Post
Topic
Board Development & Technical Discussion
Re: "Surprisingly, Tail Emission Is Not Inflationary" -- A post by Peter Todd
by
NotATether
on 11/07/2022, 04:47:53 UTC
It is all about proportions. You can have two systems:
1) with fixed supply, where everyone will lose some satoshis in explicit way, and they will be taken by miners, because of tail emission
2) with infinite supply, where everyone will lose some satoshis in obscured way, because miners will be always rewarded by new coins, because of tail emission

Maybe you can't see that, so I will try to make some more extreme example, you can adjust numbers to reach some real-life scenarios:

Imagine there are 21 million coins, distributed to many different users, and the block reward is zero.
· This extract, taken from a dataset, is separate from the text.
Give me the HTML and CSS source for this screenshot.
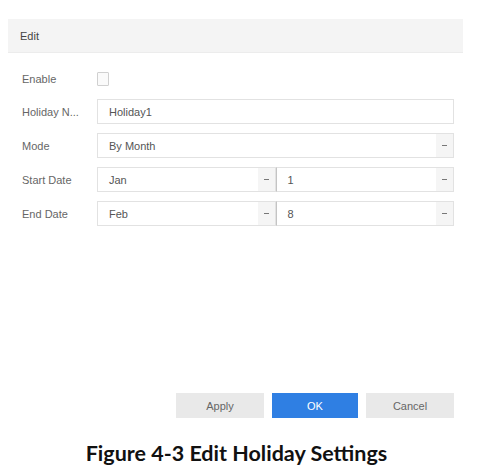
FILE: index.html
```html
<!DOCTYPE html>
<html>
<head>
<meta charset="utf-8">
<link rel="stylesheet" href="styles.css">
</head>
<body>
<div class="dialog">
  <div class="header">Edit</div>
  <div class="form">
    <div class="row">
      <div class="label">Enable</div>
      <div class="check"></div>
    </div>
    <div class="row">
      <div class="label">Holiday N...</div>
      <div class="input">Holiday1</div>
    </div>
    <div class="row">
      <div class="label">Mode</div>
      <div class="select"><span class="val">By Month</span><span class="arrow"><i></i></span></div>
    </div>
    <div class="row">
      <div class="label">Start Date</div>
      <div class="pair">
        <div class="select"><span class="val">Jan</span><span class="arrow"><i></i></span></div>
        <div class="select second"><span class="val">1</span><span class="arrow"><i></i></span></div>
      </div>
    </div>
    <div class="row">
      <div class="label">End Date</div>
      <div class="pair">
        <div class="select"><span class="val">Feb</span><span class="arrow"><i></i></span></div>
        <div class="select second"><span class="val">8</span><span class="arrow"><i></i></span></div>
      </div>
    </div>
  </div>
  <div class="buttons">
    <div class="btn">Apply</div>
    <div class="btn primary">OK</div>
    <div class="btn">Cancel</div>
  </div>
</div>
<div class="caption">Figure 4-3 Edit Holiday Settings</div>
</body>
</html>
```
FILE: styles.css
```css
html, body {
  margin: 0;
  padding: 0;
  background: #fff;
}
body {
  font-family: "Liberation Sans", Arial, sans-serif;
  width: 483px;
  height: 473px;
  overflow: hidden;
}
.dialog {
  padding: 19px 20px 0 8px;
}
.header {
  height: 34px;
  background: #f4f4f4;
  border-bottom: 1px solid #ececec;
  box-sizing: border-box;
  font-size: 11px;
  color: #444;
  padding-left: 12px;
  display: flex;
  align-items: center;
}
.form {
  padding-top: 19px;
  display: flex;
  flex-direction: column;
  gap: 9px;
  padding-right: 9px;
}
.row {
  display: flex;
  align-items: center;
  min-height: 25px;
}
.row:first-child {
  min-height: 14px;
  margin-bottom: 4px;
}
.label {
  width: 89px;
  padding-left: 14px;
  box-sizing: border-box;
  font-size: 11px;
  color: #666;
  white-space: nowrap;
}
.check {
  width: 10px;
  height: 12px;
  border: 1px solid #d0d0d0;
  border-radius: 1px;
  background: #fafafa;
}
.input, .select {
  flex: 1;
  height: 25px;
  border: 1px solid #e2e2e2;
  box-sizing: border-box;
  display: flex;
  align-items: center;
  font-size: 11px;
  color: #555;
  background: #fff;
}
.input {
  padding-left: 11px;
}
.val {
  flex: 1;
  padding-left: 11px;
}
.arrow {
  width: 17px;
  align-self: stretch;
  background: #f5f5f5;
  display: flex;
  align-items: center;
  justify-content: center;
}
.arrow i {
  display: block;
  width: 5px;
  height: 1px;
  background: #777;
}
.pair {
  flex: 1;
  display: flex;
}
.select.second {
  border-left: 1px solid #c4c4c4;
}
.buttons {
  display: flex;
  justify-content: flex-end;
  gap: 8px;
  margin-top: 167px;
  padding-right: 9px;
}
.btn {
  width: 88px;
  height: 25px;
  background: #e9e9e9;
  color: #666;
  font-size: 11px;
  display: flex;
  align-items: center;
  justify-content: center;
}
.btn.primary {
  width: 86px;
  background: #2f7fe3;
  color: #fff;
}
.caption {
  margin-top: 22px;
  text-align: center;
  font-family: Lato, "Open Sans", sans-serif;
  font-weight: bold;
  font-size: 21.5px;
  line-height: 26px;
  color: #111;
  padding-right: 10px;
}
```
Then, imagine that 21 million coins are produced, because of tail emission. Then, you can have two systems:
1) with fixed supply, where everyone will lose half coins in explicit way, and they will be taken by miners, because of tail emission: 10.5 million coins will remain in users' hands, 10.5 million coins will be taken by miners, 21 million coin limit is untouched
2) with infinite supply, users will have exactly the same amounts, but they will be worth 50% less than before, because miners will be always rewarded by new coins, because of tail emission

Which one of these would be desireable to the people, if they had to choose between them? Of course, it would be the first alternative, because nobody likes their supply converging towards infinity, hence the value of a single coin converging to 0, because this assumes that all users will continuously be subsidised by equal amounts (scams and theft alone prevent this from being possible); Just ask DOGE developers how that enterprise is doing.